Overpayment of what?
When you pay back income that you received, you report the repayment in the year that you actually pay it back. So if you have not yet paid it back, you have nothing to report on your 2022 tax return. If you repay more than $3,000 in 2023 you will report that on your 2023 tax return. If you repay $3,000 or less there is no tax adjustment, so you don't report the repayment at all.
If you receive an overpayment and pay it back in the same year, you reduce the amount of income you report by the amount you repaid, so you report only the amount of income that you actually kept.
If you need more help, we need to know all of the following.
oops, I received overpayment on unemployment. do I report the amount I was overpaid or just the amount that’s on my 1099-G
You report the amount that's shown on your 1099-G.
If the 1099-G does not include the overpayment, then you will not report anything about paying it back. The amount that you are reporting as income has already been adjusted for the overpayment.

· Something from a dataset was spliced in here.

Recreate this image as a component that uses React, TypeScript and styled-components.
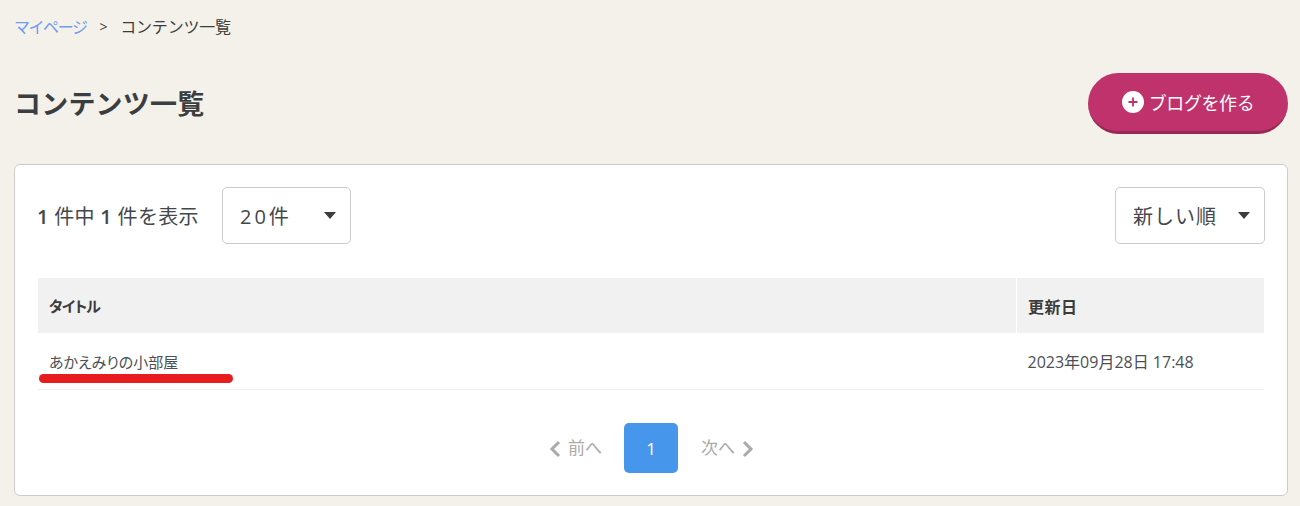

Hi - I had a similar question. One of my 1099 clients overpaid an invoice in 2022. I did not pay it back last year but am crediting their invoices in 2023 until it is paid. Here are answers to one of replies to the similar question:
If you need more help, we need to know all of the following.
If you are a cash basis tax payer you report it when you receive it. I would include the overpayment in your 2022 tax return. Then next year you report any paybacks as an expense. But you are not paying it back to them. You are crediting the invoices. You don't report anything for it on 2023. So you will just have less income in 2023 to be taxed on. You only report your actual income when you actually get it. Hope that isn't too confusing.
Not at all - thank you for the reply! I guess I was thinking that if someone overpaid a massive amount, and you had to report it as income, it could have devastating consequences in your tax liability and perhaps in other income-based areas. Even paying it back the following year wouldn't erase all the potential damage. But that's a hypothetical and you took the time to answer my actual question, so THANK YOU again!